▸ EXTRACTED INFORMATION:
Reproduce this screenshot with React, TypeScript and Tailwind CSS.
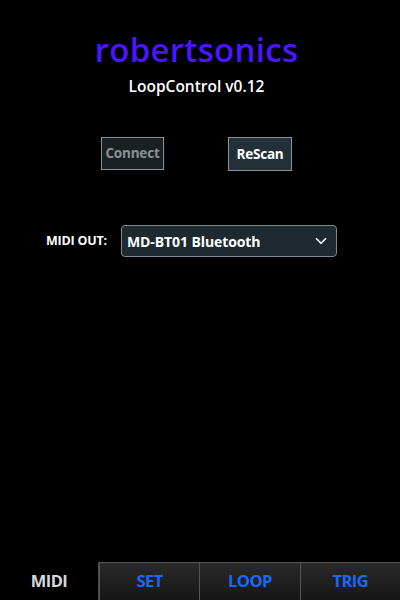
...
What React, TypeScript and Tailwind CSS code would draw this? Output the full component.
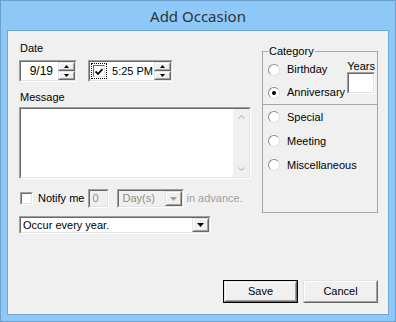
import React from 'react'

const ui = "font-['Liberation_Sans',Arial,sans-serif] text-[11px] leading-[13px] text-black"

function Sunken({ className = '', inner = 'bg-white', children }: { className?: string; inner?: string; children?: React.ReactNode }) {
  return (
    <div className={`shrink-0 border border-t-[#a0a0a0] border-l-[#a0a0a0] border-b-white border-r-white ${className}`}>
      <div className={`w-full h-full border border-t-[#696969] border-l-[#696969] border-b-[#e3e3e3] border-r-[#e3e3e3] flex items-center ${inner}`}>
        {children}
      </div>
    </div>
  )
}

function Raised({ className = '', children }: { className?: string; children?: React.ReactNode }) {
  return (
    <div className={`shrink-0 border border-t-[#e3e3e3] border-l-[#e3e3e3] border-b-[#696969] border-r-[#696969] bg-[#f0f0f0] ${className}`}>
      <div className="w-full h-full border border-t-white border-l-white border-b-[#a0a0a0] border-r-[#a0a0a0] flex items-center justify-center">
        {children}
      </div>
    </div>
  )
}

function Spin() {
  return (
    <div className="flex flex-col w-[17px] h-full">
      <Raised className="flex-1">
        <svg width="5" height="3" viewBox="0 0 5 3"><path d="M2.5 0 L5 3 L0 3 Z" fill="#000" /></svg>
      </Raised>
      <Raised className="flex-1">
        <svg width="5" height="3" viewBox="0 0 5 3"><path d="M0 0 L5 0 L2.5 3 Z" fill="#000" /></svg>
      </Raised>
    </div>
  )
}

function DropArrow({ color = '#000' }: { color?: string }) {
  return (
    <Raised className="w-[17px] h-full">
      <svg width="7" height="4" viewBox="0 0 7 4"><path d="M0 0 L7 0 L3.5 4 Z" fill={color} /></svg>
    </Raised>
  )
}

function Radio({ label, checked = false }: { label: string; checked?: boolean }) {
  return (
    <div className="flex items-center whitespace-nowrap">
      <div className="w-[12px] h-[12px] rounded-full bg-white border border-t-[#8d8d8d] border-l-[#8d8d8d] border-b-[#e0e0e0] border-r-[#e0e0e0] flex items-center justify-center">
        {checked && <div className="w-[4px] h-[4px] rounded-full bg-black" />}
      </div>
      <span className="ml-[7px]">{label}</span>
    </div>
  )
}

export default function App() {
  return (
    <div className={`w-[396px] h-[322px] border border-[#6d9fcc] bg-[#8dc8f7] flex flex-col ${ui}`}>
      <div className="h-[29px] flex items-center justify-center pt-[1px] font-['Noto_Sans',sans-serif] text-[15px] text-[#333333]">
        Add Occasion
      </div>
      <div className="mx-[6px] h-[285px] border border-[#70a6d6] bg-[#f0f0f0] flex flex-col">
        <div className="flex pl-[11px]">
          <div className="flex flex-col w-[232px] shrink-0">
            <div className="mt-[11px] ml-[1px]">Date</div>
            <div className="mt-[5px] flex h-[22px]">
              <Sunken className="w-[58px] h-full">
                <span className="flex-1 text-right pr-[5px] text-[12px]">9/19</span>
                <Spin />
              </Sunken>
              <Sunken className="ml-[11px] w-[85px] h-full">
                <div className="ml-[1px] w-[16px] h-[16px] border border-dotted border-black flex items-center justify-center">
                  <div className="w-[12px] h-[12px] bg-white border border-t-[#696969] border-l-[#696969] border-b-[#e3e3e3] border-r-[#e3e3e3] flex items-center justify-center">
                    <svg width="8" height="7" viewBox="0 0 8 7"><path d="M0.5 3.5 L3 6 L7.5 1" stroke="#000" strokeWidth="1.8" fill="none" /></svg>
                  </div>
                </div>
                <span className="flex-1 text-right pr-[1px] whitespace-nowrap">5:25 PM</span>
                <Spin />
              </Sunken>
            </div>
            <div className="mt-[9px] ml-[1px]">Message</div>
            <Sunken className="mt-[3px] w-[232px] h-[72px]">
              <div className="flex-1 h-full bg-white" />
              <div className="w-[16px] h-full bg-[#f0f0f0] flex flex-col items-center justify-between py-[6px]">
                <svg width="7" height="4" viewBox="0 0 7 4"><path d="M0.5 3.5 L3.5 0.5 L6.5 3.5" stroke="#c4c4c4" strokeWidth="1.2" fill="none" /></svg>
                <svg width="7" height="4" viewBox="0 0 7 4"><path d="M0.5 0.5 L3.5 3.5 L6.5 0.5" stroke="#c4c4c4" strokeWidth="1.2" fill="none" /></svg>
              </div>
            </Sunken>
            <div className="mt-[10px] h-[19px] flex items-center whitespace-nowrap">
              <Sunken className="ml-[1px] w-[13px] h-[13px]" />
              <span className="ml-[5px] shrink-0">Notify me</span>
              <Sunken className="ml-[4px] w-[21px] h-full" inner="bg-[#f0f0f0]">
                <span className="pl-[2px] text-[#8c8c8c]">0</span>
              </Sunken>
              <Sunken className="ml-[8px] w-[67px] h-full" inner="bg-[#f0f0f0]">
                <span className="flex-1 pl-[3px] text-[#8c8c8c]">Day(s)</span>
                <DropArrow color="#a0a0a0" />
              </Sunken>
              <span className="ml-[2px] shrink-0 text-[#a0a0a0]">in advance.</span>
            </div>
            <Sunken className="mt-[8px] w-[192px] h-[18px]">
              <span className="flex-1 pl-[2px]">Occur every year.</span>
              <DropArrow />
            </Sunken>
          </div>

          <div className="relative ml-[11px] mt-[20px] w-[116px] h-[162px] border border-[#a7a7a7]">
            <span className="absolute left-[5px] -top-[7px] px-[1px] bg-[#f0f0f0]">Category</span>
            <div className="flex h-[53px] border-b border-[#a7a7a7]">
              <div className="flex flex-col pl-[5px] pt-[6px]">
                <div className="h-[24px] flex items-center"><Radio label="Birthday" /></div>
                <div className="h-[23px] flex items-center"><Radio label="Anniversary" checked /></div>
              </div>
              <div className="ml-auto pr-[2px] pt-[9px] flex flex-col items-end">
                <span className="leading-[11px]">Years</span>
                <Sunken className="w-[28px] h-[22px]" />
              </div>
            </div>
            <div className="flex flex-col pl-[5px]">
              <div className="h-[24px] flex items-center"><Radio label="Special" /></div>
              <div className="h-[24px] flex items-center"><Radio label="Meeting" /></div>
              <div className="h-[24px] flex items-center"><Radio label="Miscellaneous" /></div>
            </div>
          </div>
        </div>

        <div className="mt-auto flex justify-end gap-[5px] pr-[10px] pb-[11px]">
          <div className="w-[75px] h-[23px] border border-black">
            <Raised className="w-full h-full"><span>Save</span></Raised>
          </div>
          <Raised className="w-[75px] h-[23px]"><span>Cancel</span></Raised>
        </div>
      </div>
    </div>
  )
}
==
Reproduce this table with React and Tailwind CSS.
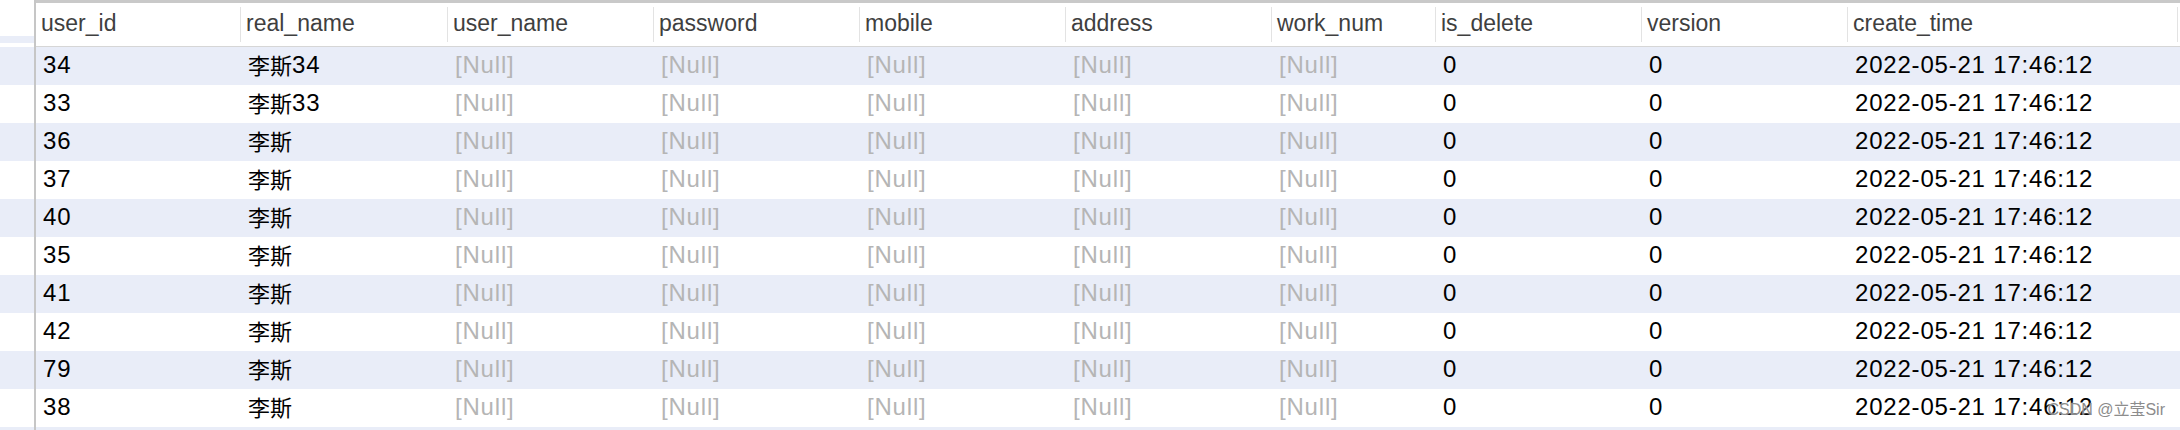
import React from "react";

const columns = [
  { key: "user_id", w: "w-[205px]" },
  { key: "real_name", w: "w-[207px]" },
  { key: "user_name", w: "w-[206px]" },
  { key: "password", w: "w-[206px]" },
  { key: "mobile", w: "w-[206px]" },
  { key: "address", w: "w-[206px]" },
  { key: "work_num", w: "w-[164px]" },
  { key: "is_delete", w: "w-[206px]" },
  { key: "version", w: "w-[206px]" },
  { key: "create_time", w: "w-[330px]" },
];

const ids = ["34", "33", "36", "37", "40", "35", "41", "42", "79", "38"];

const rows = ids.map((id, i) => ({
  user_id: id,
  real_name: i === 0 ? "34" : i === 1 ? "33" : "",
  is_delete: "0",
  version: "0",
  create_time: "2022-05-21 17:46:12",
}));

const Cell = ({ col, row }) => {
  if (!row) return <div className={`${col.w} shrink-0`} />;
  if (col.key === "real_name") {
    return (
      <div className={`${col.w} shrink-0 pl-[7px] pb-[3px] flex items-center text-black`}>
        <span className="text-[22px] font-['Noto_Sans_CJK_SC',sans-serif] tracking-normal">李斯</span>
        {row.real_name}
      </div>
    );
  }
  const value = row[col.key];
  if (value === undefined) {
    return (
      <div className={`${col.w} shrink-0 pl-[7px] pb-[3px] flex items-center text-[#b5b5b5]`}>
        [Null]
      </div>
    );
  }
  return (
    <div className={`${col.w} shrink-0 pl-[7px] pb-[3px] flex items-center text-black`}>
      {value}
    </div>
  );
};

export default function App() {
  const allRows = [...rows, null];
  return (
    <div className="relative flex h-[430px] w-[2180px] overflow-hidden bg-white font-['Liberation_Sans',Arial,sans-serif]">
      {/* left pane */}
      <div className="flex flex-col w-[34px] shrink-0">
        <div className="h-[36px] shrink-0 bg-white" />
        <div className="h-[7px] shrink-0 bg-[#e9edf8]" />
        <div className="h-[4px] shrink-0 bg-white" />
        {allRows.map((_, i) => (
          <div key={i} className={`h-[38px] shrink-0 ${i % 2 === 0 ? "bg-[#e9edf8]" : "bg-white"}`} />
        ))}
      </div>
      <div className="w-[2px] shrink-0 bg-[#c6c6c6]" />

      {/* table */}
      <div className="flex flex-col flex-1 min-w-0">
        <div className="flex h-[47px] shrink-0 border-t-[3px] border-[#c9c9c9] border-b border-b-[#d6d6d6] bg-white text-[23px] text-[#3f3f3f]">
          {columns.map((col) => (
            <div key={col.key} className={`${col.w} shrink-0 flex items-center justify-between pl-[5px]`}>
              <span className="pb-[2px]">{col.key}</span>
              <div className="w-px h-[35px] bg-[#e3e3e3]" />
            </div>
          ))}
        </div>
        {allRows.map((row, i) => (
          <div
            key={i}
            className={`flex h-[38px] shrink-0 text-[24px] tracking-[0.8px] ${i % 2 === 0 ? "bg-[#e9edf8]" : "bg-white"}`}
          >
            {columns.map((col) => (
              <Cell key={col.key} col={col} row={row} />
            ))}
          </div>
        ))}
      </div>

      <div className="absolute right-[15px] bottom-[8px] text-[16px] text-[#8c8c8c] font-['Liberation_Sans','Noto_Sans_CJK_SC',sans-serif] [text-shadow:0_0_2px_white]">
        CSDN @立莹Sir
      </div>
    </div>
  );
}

▸ REQUIREMENT: Report the number of lines that contain "Tailwind", with no other words.

▸ RESPONSE: 3